During the Muslim holy month of Ramadan, food also was withheld after the daily break in the fast "to coerce cooperation with interrogators," the former cowboy said.

Dratel said Hicks' conditions have improved, although he would not say whether any of the alleged abuse or mistreatment has continued.

Another charged detainee — accused Al Qaeda paymaster Ibrahim Ahmed Mahmoud al Qosi of Sudan — alleged in a habeas corpus petition last month that interrogators wrapped prisoners in an Israeli flag, showed them pornographic photographs and forced them to watch military personnel having sex.

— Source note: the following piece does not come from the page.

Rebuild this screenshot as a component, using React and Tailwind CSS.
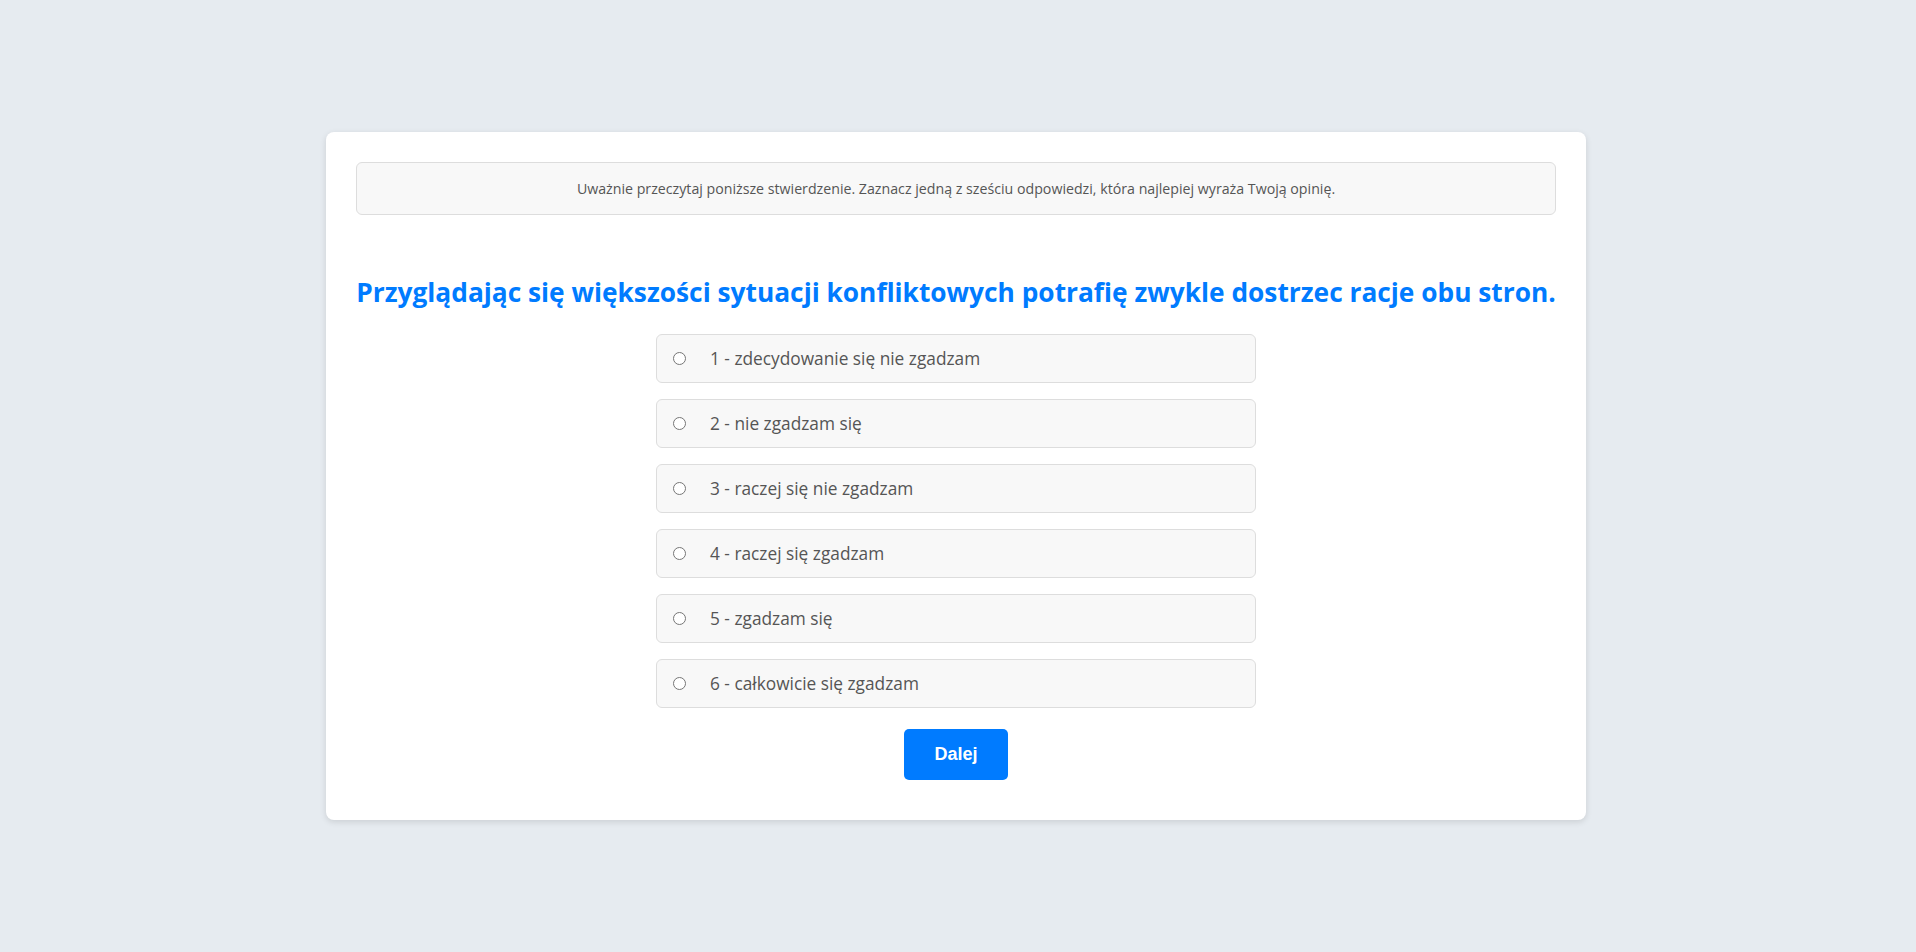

The military has acknowledged 10 cases of abuse since the detention mission began at Guantanamo, including a female interrogator climbing onto a detainee's lap and a detainee whose knees were bruised from being forced to kneel repeatedly.

Those cases are not among three incidents detailed in the FBI letter to Maj. Gen. Donald J. Ryder, the Army's chief law enforcement officer investigating abuses at U.S.-run prisons in Afghanistan, Iraq and at Guantanamo.